Saxon Shore. A coastal network of late Roman forts stretching from Brancaster to Portchester intended to repel attacks by Saxons. The name ‘Saxon Shore’ (litoris Saxonici) appears only in the Notitia dignitatum, a document drawn up c. ad 408. The Notitia is an administrative handbook, concerned with the organization of late Roman military units. Interpretation of the functioning of the Saxon Shore is notoriously difficult, but the Notitia appears to list units stationed at sites in south-eastern Britain. The nine forts listed in Latin have been identified with late forts surviving in varying states of preservation at Brancaster (Branodunum), Burgh castle (Gariannonum), Bradwell (Othona), Reculver (Regulbium), Richborough (Rutupiae), Dover (Dubris), Lympne (Lemanis), Pevensey (Anderita), and Portchester (Portus Adurni). A possible further ‘lost fort’ may be at Walton castle. The overall commander of the military network was the comes, normally translated as ‘the Count of the Saxon Shore’.

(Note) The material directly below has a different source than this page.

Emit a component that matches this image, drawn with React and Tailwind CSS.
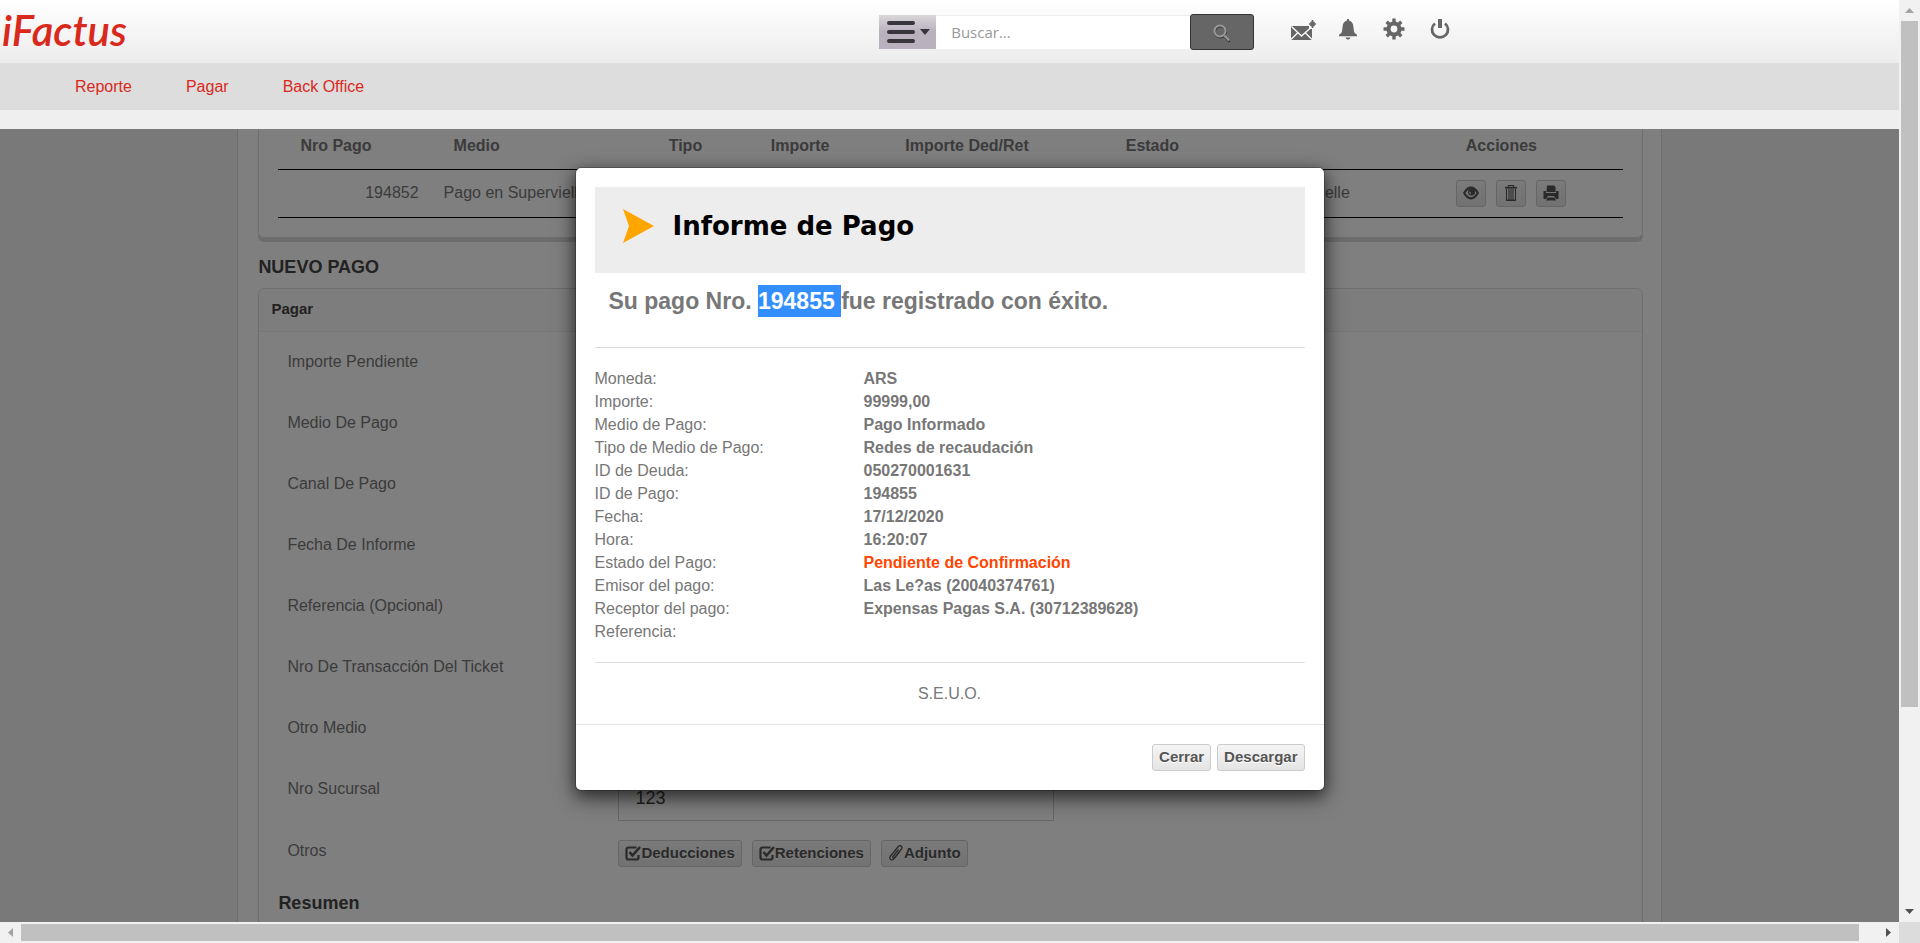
import React from "react";

const payments = [
  { id: "194852", medio: "Pago en Supervielle", tipo: "", importe: "", ded: "", estado: "Supervielle" },
];

const fields = [
  { id: "importe", label: "Importe Pendiente" },
  { id: "medio", label: "Medio De Pago" },
  { id: "canal", label: "Canal De Pago" },
  { id: "fecha", label: "Fecha De Informe" },
  { id: "referencia", label: "Referencia (Opcional)" },
  { id: "transaccion", label: "Nro De Transacción Del Ticket" },
  { id: "otro", label: "Otro Medio" },
  { id: "sucursal", label: "Nro Sucursal", value: "123" },
];

const details = [
  ["Moneda:", "ARS"],
  ["Importe:", "99999,00"],
  ["Medio de Pago:", "Pago Informado"],
  ["Tipo de Medio de Pago:", "Redes de recaudación"],
  ["ID de Deuda:", "050270001631"],
  ["ID de Pago:", "194855"],
  ["Fecha:", "17/12/2020"],
  ["Hora:", "16:20:07"],
  ["Estado del Pago:", "Pendiente de Confirmación", "text-[#ff4500]"],
  ["Emisor del pago:", "Las Le?as (20040374761)"],
  ["Receptor del pago:", "Expensas Pagas S.A. (30712389628)"],
  ["Referencia:", ""],
];

const MailIcon = () => (
  <svg width="26" height="22" viewBox="0 0 26 22" fill="#666" aria-hidden="true">
    <path d="M0 8h18v3h3v11H0z" />
    <path d="M0.500 8.500l10 9.500L20.500 9M0 21.500l7-7M21 21.500l-7-7" fill="none" stroke="#f8f8f8" strokeWidth="1.400" />
    <path d="M21.500 2v8M18 6h7M19.500 4l4 4M23.500 4l-4 4" fill="none" stroke="#666" strokeWidth="1.700" />
  </svg>
);

const BellIcon = () => (
  <svg width="20" height="22" viewBox="0 0 20 22" fill="#666" aria-hidden="true">
    <path d="M9 1h2v1.500c2.600 .6 4 2.600 4.300 5.500l.7 5.500c.4 1.500 1.500 2 3 3.200v1.500H1v-1.500c1.500-1.200 2.600-1.700 3-3.200L4.700 8C5 5.100 6.400 3.100 9 2.500z" />
    <path d="M7.500 19.500h5c-.6 1.500-1.500 2-2.500 2s-1.900-.5-2.500-2z" />
  </svg>
);

const GearIcon = () => (
  <svg width="22" height="22" viewBox="-11 -11 22 22" aria-hidden="true">
    <circle r="5.500" fill="none" stroke="#666" strokeWidth="4.200" />
    <path d="M0-10.500V-6M0 10.500V6M-10.500 0H-6M10.500 0H6M-7.300-7.300L-4.500-4.500M7.300 7.300L4.500 4.500M-7.300 7.300L-4.500 4.500M7.300-7.300L4.500-4.500" stroke="#666" strokeWidth="3.400" />
  </svg>
);

const PowerIcon = () => (
  <svg width="20" height="22" viewBox="0 0 20 22" fill="none" stroke="#666" aria-hidden="true">
    <path d="M5 5.500a8 7.800 0 1 0 10 0" strokeWidth="2.800" />
    <path d="M10 1v9" strokeWidth="4" />
  </svg>
);

const SearchIcon = () => (
  <svg width="18" height="20" viewBox="0 0 18 20" fill="none" aria-hidden="true">
    <g stroke="#3a3a3a" strokeWidth="2"><circle cx="7.500" cy="8" r="5.500" /><path d="M12 13l4.500 5" /></g>
    <g stroke="#999" strokeWidth="2"><circle cx="7" cy="7" r="5.500" /><path d="M11.500 11.500l4.500 5" /></g>
  </svg>
);

const EyeIcon = () => (
  <svg width="16" height="14" viewBox="0 0 16 14" aria-hidden="true">
    <path d="M1.200 7C3.500 3 5.700 1.700 8 1.700S12.500 3 14.800 7C12.500 11 10.300 12.300 8 12.300S3.500 11 1.200 7z" fill="none" stroke="#555" strokeWidth="2.200" />
    <circle cx="8.500" cy="6" r="3.600" fill="#555" />
    <path d="M6.300 5.500c.1 1 .7 1.800 1.700 2" fill="none" stroke="#e8e8e8" strokeWidth="1.200" />
  </svg>
);

const TrashIcon = () => (
  <svg width="14" height="18" viewBox="0 0 14 18" fill="none" stroke="#555" aria-hidden="true">
    <path d="M4.500 3V1.500h5V3" strokeWidth="1.200" />
    <path d="M1 3.700h12" strokeWidth="1.800" />
    <path d="M2.500 5v11.500h9V5M5 5v11M7 5v11M9 5v11" strokeWidth="1.100" />
    <path d="M2.500 16.300h9" strokeWidth="1.500" />
  </svg>
);

const PrinterIcon = () => (
  <svg width="16" height="16" viewBox="0 0 16 16" fill="#555" aria-hidden="true">
    <path d="M4 0.500h7l1.500 1.500V7h-9z" />
    <path d="M0.500 6h2.500v2h10V6h2.500v8h-2.500l-2-3h-6l-2 3H0.500z" />
    <path d="M4.500 12.500h7l1.500 3H3z" />
  </svg>
);

const CheckIcon = () => (
  <svg width="16" height="16" viewBox="0 0 16 16" fill="none" stroke="#555" aria-hidden="true">
    <path d="M11.500 2.500h-8a2 2 0 0 0-2 2v8a2 2 0 0 0 2 2h8a2 2 0 0 0 2-2V10" strokeWidth="2.200" />
    <path d="M4.500 7l3 3.500L15 2" strokeWidth="2.600" />
  </svg>
);

const ClipIcon = () => (
  <svg width="16" height="16" viewBox="0 0 16 16" fill="none" stroke="#555" strokeWidth="1.300" aria-hidden="true">
    <path d="M10.500 4.500L5 11.500c-.9 1.200.6 2.300 1.500 1.200l7-8.700c1.700-2.200-1.500-4.600-3.200-2.500L2.500 11c-2 2.800 1.500 5.400 3.700 2.700l6-7.500" />
  </svg>
);

const Arrow = ({ d, color }) => (
  <svg width="9" height="9" viewBox="0 0 9 9" fill={color} aria-hidden="true"><path d={d} /></svg>
);

const btn =
  "flex h-[27px] items-center justify-center rounded-[3px] border border-[#ccc] bg-linear-to-b from-[#f5f5f5] to-[#e4e4e4] text-[15px] font-bold text-[#555] [text-shadow:0_1px_0_#fff]";

function Header() {
  return (
    <header className="flex h-[63px] shrink-0 bg-linear-to-b from-white to-[#ececec]">
      <div className="w-[46.3%] shrink-0 pl-[2px]">
        <a href="#inicio" className="font-['Lato'] text-[42px] font-semibold italic leading-[60px] text-[#d9291c]">iFactus</a>
      </div>
      <form className="mt-[14px] flex h-[36px] items-center" onSubmit={(e) => e.preventDefault()}>
        <button type="button" aria-label="Menú" className="flex h-[34px] w-[57px] items-center gap-[5px] bg-linear-to-b from-[#d9d7d8] to-[#b9b1be] to-50% pl-2">
          <svg width="28" height="24" viewBox="0 0 28 24" stroke="#39363b" strokeWidth="4" strokeLinecap="round" aria-hidden="true">
            <path d="M2 3h24M2 12h24M2 21h24" />
          </svg>
          <svg width="10" height="6" viewBox="0 0 10 6" fill="#39363b" aria-hidden="true"><path d="M0 0h10L5 6z" /></svg>
        </button>
        <input aria-label="Buscar" placeholder="Buscar..." className="h-[34px] w-[254px] border-t border-[#eee] bg-white px-[15px] pb-[2px] font-['Open_Sans'] text-[15px] text-[#555] outline-none placeholder:text-[#999]" />
        <button type="submit" aria-label="Buscar" className="flex h-[36px] w-[64px] items-center justify-center rounded-[3px] border border-[#333] bg-[#666] pt-1">
          <SearchIcon />
        </button>
      </form>
      <div className="ml-[37px] mt-[18px] flex h-[22px] gap-[25px]">
        <button type="button" aria-label="Mensajes" className="w-[22px]"><MailIcon /></button>
        <button type="button" aria-label="Notificaciones" className="w-[20px]"><BellIcon /></button>
        <button type="button" aria-label="Configuración" className="w-[22px]"><GearIcon /></button>
        <button type="button" aria-label="Salir" className="w-[20px]"><PowerIcon /></button>
      </div>
    </header>
  );
}

function PaymentsTable() {
  return (
    <section className="rounded-b-md border border-t-0 border-[#ddd] px-[19px] pb-[19px] shadow-[0_4px_0_#d9d9d9]">
      <table className="w-full table-fixed border-collapse text-left">
        <colgroup>
          <col className="w-[11.4%]" /><col className="w-[16%]" /><col className="w-[7.6%]" /><col className="w-[10%]" />
          <col className="w-[16.4%]" /><col className="w-[25.3%]" /><col />
        </colgroup>
        <thead>
          <tr className="h-[40px] border-b border-black text-[#777]">
            {["Nro Pago", "Medio", "Tipo", "Importe", "Importe Ded/Ret", "Estado", "Acciones"].map((h) => (
              <th key={h} className="whitespace-nowrap pb-[6px] pl-[22px] font-bold">{h}</th>
            ))}
          </tr>
        </thead>
        <tbody>
          {payments.map((p) => (
            <tr key={p.id} className="h-[48px] border-b border-black">
              <td className="pr-[13px] text-right">{p.id}</td>
              <td className="whitespace-nowrap pl-3">{p.medio}</td>
              <td>{p.tipo}</td>
              <td>{p.importe}</td>
              <td>{p.ded}</td>
              <td className="pr-[94px] text-right">{p.estado}</td>
              <td className="pl-3">
                <div className="flex gap-[10px]">
                  <button type="button" aria-label="Ver" className={btn + " w-[30px]"}><EyeIcon /></button>
                  <button type="button" aria-label="Eliminar" className={btn + " w-[30px]"}><TrashIcon /></button>
                  <button type="button" aria-label="Imprimir" className={btn + " w-[30px]"}><PrinterIcon /></button>
                </div>
              </td>
            </tr>
          ))}
        </tbody>
      </table>
    </section>
  );
}

function PaymentForm() {
  return (
    <section className="rounded-t-md border border-[#ddd]">
      <h3 className="flex h-[43px] items-center rounded-t-md border-b border-[#eee] bg-[#fafafa] pl-3 text-[15px] font-bold text-[#444]">Pagar</h3>
      <form className="flex flex-col gap-[17px] pl-7 pt-[18px]" onSubmit={(e) => e.preventDefault()}>
        {fields.map((f) => (
          <div key={f.id} className="flex h-[44px] items-start">
            <label htmlFor={f.id} className="w-[331px] leading-6">{f.label}</label>
            <input id={f.id} defaultValue={f.value} className="h-[44px] w-[436px] border border-[#ccc] bg-white px-4 text-[18px] text-[#444]" />
          </div>
        ))}
        <div className="flex items-start pt-px">
          <span className="w-[331px] leading-6">Otros</span>
          <div className="flex gap-[10px] pt-px">
            <button type="button" className={btn + " px-[6px]"}><CheckIcon />Deducciones</button>
            <button type="button" className={btn + " px-[6px]"}><CheckIcon />Retenciones</button>
            <button type="button" className={btn + " px-[6px]"}><ClipIcon />Adjunto</button>
          </div>
        </div>
      </form>
      <h3 className="pb-10 pl-[19px] pt-6 text-[18px] font-bold leading-6 text-[#444]">Resumen</h3>
    </section>
  );
}

function PaymentDialog() {
  return (
    <div role="dialog" aria-label="Informe de Pago" className="w-[750px] rounded-md border border-black/20 bg-white bg-clip-padding text-[#777] shadow-[0_5px_15px_rgba(0,0,0,0.5),0_8px_24px_rgba(0,0,0,0.3)]">
      <div className="px-[19px] py-[19px]">
        <div className="flex h-[86px] items-center gap-[19px] bg-[#ededed] pb-[8px] pl-7">
          <svg width="31" height="34" viewBox="0 0 31 34" fill="#ffa500" aria-hidden="true"><path d="M0 0l31 17L0 34l6-17z" /></svg>
          <h2 className="font-['DejaVu_Sans'] text-[26px] font-bold text-black">Informe de Pago</h2>
        </div>
        <p className="whitespace-pre pb-[30px] pl-[14px] pt-[12px] text-[23px] font-bold leading-8">Su pago Nro. <mark className="inline-block bg-[#338fff] text-white">194855 </mark>fue registrado con éxito.</p>
        <dl className="grid grid-cols-[269px_1fr] border-y border-[#ddd] py-[19px] leading-[23px]">
          {details.map(([k, v, tone]) => (
            <React.Fragment key={k}>
              <dt>{k}</dt>
              <dd className={"font-bold " + (tone || "")}>{v}</dd>
            </React.Fragment>
          ))}
        </dl>
        <p className="pt-[19px] text-center leading-[23px]">S.E.U.O.</p>
      </div>
      <div className="flex justify-end gap-[6px] border-t border-[#e5e5e5] px-[19px] py-[19px]">
        <button type="button" className={btn + " px-[6px]"}>Cerrar</button>
        <button type="button" className={btn + " px-[6px]"}>Descargar</button>
      </div>
    </div>
  );
}

export default function App() {
  return (
    <div className="grid h-screen grid-cols-[1fr_21px] grid-rows-[1fr_21px] overflow-hidden bg-[#f1f1f1] font-['Liberation_Sans',Arial,sans-serif] text-[16px] text-[#777]">
      <div className="flex min-h-0 min-w-0 flex-col">
        <Header />
        <nav className="flex h-[47px] shrink-0 items-center gap-[54px] bg-[#ddd] pl-[75px] text-[#d9291c]">
          <a href="#reporte">Reporte</a>
          <a href="#pagar">Pagar</a>
          <a href="#backoffice">Back Office</a>
        </nav>
        <div className="h-[19px] shrink-0 bg-[#efefef]" />
        <main className="relative min-h-0 flex-1 overflow-hidden bg-[#f2f2f2]">
          <div className="mx-auto w-3/4 border-x border-[#ddd] bg-white pl-[20px] pr-[18px]">
            <PaymentsTable />
            <h2 className="pb-[9px] pt-[17px] text-[18px] font-bold leading-6 text-[#444]">NUEVO PAGO</h2>
            <PaymentForm />
          </div>
          <div className="absolute inset-0 flex items-start justify-center bg-black/50 pt-[38px]">
            <PaymentDialog />
          </div>
        </main>
      </div>
      <div className="flex flex-col items-center">
        <div className="flex h-[21px] shrink-0 items-center"><Arrow d="M4.500 2L9 7H0z" color="#a3a3a3" /></div>
        <div className="w-[17px] grow-[78] bg-[#c0c0c0]" />
        <div className="grow-[22]" />
        <div className="flex h-[21px] shrink-0 items-center"><Arrow d="M0 2h9L4.500 7z" color="#505050" /></div>
      </div>
      <div className="flex items-center">
        <div className="flex w-[21px] shrink-0 justify-center"><Arrow d="M7 0v9L2 4.500z" color="#a3a3a3" /></div>
        <div className="h-[17px] grow-[98] bg-[#c0c0c0]" />
        <div className="grow" />
        <div className="flex w-[21px] shrink-0 justify-center"><Arrow d="M2 0v9l5-4.500z" color="#505050" /></div>
      </div>
      <div className="bg-[#dcdcdc]" />
    </div>
  );
}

For a long time the Saxon Shore was regarded as being an entirely new creation of the 4th cent. ad. Seven of the listed units are new to the army of Britain as known in the principate (the Roman system of government 27 bc–ad 284). The appearance and style of the Saxon Shore forts themselves is new and different; they had high thick walls, massive rounded external towers, and more readily defensible secure gates. However, a closer examination of the evidence indicates continuity between the classis Britannica (the Roman fleet in the Channel) of the principate and the military dispositions discernible in the late empire. Archaeology has revealed an impressively large classis Britannica fort at Dover, and there is epigraphic evidence, in the form of stamped CL.BR tiles, for classis Britannica structures of the 2nd and 3rd cents. at Lympne, Portchester, and Pevensey. At Reculver there are archaeological indications of a 1st-cent. fortlet.